*TASK STATEMENT*: Copy out all the lines in the records that include the word "table".

(Web page code records)
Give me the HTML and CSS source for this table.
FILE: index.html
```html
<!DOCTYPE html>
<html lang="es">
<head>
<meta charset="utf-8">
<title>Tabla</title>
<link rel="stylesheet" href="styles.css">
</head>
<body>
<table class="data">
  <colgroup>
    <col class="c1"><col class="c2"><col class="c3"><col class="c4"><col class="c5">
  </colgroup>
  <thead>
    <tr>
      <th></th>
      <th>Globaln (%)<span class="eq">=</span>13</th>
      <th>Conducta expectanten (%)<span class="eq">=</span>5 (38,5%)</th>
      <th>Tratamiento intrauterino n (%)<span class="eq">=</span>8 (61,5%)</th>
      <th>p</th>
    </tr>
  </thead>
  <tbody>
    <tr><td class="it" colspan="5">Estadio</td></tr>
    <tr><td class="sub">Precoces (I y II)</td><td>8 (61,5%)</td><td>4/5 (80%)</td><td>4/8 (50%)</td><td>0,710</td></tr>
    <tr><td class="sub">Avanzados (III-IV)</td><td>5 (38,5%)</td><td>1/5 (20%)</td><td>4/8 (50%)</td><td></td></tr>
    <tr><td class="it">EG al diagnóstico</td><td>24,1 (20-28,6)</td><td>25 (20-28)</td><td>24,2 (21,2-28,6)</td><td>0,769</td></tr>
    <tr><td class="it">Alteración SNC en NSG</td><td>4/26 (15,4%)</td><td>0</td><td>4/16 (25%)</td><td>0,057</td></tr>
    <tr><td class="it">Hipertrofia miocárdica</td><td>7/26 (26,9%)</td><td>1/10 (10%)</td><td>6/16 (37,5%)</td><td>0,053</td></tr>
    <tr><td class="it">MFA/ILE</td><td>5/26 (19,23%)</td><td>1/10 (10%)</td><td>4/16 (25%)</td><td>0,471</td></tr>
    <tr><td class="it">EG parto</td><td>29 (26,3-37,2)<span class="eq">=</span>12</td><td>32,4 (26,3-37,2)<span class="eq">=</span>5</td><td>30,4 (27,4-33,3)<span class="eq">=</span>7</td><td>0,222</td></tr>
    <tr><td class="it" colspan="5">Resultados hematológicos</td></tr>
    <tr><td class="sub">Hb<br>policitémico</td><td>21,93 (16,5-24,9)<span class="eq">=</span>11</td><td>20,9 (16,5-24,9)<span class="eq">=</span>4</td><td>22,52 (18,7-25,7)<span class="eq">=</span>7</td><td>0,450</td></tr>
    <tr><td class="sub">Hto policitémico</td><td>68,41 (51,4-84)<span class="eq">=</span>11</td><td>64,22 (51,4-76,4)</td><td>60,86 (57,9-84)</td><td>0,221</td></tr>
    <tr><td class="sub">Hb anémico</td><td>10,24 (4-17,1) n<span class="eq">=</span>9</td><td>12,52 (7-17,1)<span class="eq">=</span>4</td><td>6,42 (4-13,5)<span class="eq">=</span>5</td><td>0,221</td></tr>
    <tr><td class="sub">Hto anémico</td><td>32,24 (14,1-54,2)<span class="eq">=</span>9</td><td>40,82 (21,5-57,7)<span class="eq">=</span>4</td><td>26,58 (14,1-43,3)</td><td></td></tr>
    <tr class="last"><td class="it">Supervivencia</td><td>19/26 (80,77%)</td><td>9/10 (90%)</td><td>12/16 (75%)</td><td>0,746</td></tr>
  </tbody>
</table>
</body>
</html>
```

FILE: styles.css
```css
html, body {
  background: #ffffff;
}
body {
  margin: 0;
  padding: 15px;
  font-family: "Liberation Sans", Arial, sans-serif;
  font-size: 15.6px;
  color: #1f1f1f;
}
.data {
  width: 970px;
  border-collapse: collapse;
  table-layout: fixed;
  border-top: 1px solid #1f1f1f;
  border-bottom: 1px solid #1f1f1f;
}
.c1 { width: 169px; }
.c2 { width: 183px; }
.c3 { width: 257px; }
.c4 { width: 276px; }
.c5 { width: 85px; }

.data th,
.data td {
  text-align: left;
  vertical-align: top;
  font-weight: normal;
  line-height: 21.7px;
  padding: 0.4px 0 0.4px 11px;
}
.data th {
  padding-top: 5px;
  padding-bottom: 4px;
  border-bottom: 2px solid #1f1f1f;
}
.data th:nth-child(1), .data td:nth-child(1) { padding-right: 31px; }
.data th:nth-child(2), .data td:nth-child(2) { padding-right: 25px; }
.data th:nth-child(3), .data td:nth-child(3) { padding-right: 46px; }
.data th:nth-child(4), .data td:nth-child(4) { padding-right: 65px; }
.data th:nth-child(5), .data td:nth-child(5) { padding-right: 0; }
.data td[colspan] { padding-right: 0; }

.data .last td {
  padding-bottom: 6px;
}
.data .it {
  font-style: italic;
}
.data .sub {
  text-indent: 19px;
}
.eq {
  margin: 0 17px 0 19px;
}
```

...

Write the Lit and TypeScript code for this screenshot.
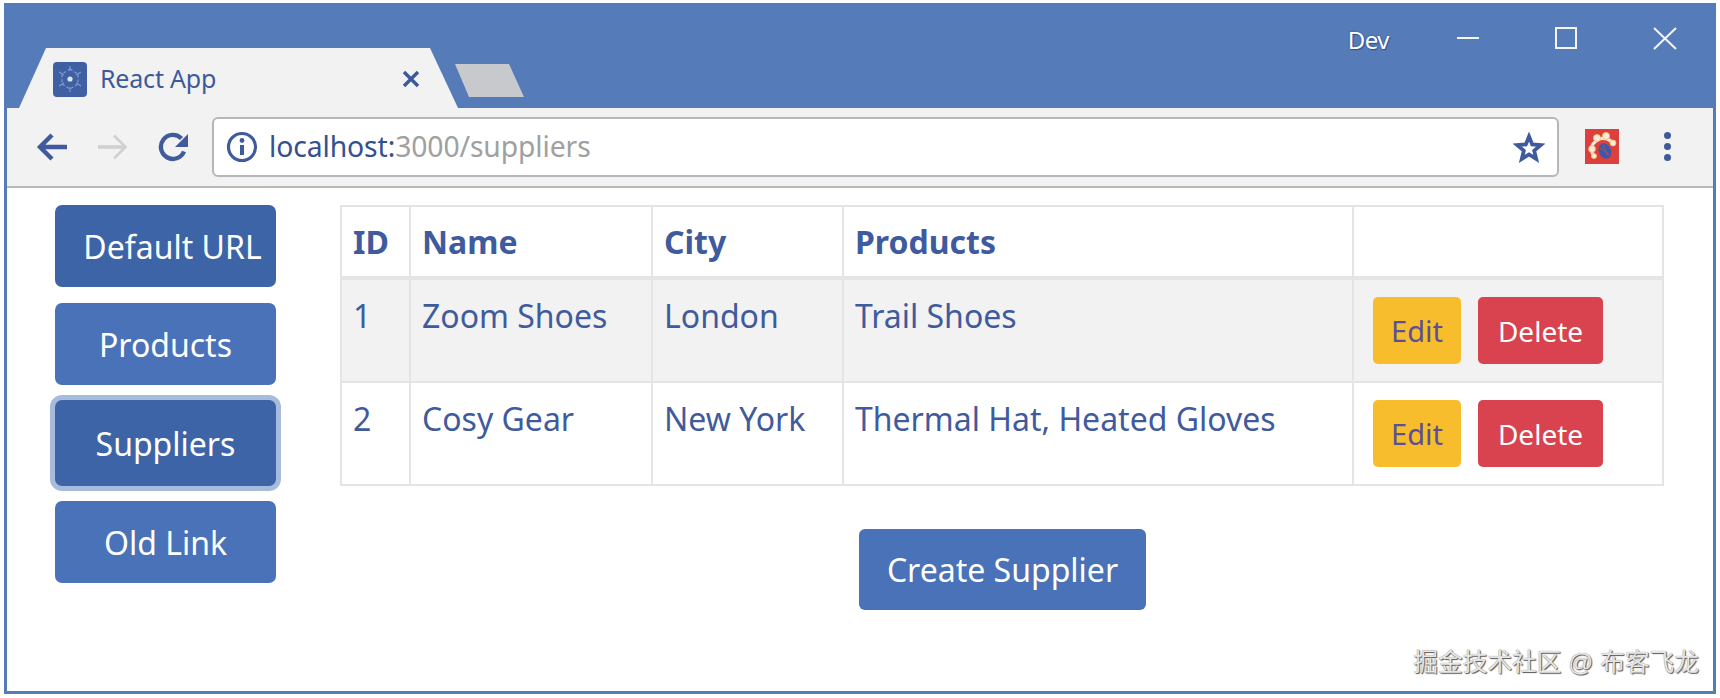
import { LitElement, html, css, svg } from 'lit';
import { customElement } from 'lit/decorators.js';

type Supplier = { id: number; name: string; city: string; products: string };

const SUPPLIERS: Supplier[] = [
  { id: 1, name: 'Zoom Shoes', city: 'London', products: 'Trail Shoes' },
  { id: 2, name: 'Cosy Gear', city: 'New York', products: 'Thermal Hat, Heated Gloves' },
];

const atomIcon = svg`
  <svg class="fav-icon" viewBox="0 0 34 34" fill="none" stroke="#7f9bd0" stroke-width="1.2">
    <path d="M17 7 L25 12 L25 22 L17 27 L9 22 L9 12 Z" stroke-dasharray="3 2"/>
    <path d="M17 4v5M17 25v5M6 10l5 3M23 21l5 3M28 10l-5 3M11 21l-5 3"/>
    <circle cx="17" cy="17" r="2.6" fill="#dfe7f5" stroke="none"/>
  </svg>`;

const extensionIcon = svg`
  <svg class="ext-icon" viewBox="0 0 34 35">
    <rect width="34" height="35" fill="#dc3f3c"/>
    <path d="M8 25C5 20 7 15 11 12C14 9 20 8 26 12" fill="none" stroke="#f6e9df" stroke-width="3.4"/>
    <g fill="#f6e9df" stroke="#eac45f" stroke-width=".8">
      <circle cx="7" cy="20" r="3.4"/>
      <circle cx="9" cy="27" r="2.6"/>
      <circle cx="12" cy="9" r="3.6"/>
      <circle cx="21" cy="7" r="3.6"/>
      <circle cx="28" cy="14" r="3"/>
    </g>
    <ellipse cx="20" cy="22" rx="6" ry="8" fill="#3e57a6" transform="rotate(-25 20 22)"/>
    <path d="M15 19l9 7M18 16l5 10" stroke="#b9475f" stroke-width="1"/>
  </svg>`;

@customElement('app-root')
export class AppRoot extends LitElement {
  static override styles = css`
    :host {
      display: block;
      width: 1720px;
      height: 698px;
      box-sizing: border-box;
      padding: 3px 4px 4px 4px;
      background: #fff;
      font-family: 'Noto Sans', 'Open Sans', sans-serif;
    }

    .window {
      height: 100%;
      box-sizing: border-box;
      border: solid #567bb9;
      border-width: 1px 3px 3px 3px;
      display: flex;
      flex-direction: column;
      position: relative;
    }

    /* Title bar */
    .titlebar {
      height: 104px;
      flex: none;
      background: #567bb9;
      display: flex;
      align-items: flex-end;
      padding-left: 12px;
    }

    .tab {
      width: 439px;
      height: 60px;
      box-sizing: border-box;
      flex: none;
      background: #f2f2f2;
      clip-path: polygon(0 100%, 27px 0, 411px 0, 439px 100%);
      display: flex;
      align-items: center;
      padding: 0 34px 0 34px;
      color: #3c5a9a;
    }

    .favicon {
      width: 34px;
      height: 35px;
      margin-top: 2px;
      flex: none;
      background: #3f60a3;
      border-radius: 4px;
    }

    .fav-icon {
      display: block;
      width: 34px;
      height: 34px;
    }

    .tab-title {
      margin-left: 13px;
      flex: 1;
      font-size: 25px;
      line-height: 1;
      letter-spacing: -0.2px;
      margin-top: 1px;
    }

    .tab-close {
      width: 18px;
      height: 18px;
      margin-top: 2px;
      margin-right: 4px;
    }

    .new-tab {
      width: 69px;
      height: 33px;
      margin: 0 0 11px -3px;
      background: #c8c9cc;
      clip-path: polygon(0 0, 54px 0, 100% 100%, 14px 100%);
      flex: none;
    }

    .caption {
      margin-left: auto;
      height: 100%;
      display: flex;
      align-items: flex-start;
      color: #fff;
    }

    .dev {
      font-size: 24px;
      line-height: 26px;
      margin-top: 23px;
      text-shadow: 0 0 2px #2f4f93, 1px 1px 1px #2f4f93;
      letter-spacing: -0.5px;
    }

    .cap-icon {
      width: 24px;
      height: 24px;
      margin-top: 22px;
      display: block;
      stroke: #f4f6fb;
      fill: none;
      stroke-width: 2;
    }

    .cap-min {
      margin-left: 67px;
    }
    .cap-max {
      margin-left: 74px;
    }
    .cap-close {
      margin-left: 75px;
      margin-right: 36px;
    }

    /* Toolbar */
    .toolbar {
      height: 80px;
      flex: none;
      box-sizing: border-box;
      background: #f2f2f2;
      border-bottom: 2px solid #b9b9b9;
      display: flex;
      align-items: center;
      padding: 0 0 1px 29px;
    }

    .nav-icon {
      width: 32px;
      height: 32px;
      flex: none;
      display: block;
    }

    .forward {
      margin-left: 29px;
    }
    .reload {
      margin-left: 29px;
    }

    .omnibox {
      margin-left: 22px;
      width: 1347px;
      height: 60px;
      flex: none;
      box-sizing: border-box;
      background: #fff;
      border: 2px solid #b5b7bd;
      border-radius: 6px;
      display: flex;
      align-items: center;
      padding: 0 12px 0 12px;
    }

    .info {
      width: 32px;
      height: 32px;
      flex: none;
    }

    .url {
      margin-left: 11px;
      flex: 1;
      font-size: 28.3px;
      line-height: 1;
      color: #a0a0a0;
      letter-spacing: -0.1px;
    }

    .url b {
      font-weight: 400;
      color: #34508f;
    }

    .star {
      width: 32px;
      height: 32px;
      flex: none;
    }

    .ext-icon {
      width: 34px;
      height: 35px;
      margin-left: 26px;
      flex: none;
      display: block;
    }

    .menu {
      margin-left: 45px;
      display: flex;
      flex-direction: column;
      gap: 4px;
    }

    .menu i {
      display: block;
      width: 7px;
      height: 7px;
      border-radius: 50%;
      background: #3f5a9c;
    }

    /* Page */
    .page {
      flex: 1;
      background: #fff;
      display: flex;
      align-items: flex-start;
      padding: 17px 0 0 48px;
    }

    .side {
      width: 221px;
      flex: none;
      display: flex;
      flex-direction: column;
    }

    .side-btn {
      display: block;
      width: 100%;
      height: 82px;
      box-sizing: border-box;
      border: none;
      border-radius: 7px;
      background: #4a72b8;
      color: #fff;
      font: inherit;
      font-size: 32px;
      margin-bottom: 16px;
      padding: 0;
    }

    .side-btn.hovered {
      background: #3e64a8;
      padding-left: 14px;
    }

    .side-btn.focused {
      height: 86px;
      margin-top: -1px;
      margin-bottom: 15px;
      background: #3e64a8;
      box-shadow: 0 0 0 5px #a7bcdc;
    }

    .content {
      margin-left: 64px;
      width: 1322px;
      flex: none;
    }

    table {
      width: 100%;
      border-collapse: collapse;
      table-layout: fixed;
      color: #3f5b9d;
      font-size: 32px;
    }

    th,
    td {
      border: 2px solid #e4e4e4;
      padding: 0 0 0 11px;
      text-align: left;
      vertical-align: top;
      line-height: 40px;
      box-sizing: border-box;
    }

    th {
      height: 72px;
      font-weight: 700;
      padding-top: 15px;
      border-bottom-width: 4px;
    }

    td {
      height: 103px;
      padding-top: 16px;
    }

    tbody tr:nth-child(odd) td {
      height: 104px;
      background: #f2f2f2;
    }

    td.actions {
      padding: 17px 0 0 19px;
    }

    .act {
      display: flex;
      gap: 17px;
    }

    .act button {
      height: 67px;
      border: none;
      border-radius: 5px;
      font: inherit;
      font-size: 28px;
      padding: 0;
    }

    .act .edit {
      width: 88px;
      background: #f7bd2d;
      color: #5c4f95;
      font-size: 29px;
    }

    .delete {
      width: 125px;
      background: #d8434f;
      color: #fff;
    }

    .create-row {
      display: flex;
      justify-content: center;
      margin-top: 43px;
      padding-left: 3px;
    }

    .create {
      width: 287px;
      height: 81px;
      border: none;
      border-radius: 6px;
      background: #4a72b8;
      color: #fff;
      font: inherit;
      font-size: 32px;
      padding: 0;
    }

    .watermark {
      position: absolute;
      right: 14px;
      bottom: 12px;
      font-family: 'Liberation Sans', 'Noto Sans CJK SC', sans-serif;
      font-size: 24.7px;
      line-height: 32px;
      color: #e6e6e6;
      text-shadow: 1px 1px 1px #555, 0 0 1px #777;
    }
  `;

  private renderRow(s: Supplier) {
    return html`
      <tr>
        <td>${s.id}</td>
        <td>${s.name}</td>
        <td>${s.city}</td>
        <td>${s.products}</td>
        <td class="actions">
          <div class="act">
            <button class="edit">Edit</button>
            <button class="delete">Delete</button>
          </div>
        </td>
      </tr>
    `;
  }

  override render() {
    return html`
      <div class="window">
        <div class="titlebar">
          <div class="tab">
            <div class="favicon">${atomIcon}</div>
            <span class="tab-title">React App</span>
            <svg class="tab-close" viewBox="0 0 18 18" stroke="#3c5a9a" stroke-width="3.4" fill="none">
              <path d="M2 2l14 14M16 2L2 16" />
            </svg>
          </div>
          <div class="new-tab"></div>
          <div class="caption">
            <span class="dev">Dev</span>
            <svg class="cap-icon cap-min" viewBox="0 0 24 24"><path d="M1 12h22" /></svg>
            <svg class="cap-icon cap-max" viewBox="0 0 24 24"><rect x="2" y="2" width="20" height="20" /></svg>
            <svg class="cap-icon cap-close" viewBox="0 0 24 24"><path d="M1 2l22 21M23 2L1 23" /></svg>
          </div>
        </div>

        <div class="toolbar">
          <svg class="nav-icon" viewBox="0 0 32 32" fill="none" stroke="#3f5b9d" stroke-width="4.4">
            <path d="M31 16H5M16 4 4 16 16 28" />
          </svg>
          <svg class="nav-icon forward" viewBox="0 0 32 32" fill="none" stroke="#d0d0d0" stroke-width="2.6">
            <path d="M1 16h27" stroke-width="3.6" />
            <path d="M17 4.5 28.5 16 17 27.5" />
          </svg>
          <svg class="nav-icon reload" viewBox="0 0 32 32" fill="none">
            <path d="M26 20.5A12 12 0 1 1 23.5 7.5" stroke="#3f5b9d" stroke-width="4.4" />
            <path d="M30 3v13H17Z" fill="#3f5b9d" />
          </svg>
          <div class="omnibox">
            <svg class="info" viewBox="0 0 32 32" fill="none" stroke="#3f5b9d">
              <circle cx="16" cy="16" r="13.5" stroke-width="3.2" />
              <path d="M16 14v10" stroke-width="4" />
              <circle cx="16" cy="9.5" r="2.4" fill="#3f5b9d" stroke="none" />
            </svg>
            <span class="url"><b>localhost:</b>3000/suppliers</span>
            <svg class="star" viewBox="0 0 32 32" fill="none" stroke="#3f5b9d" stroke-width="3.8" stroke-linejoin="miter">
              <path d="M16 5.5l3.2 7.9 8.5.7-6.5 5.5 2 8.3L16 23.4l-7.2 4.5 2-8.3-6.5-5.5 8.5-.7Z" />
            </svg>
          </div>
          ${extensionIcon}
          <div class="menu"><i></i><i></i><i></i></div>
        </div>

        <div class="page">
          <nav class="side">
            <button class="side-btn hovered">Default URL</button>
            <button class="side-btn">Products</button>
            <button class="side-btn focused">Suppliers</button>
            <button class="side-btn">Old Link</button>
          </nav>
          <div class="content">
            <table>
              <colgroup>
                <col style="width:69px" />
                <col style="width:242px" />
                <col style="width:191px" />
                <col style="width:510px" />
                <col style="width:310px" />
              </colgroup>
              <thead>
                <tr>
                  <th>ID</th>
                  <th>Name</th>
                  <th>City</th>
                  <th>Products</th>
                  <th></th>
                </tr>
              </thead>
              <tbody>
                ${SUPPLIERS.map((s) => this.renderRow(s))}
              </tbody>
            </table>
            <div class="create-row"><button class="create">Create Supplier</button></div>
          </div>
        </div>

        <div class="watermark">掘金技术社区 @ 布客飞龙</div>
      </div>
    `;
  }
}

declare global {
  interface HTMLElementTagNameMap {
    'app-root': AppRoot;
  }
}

*EXERCISE ANSWER*:
Give me the HTML and CSS source for this table.
<table class="data">
</table>
  table-layout: fixed;
    table {
      table-layout: fixed;
            <table>
            </table>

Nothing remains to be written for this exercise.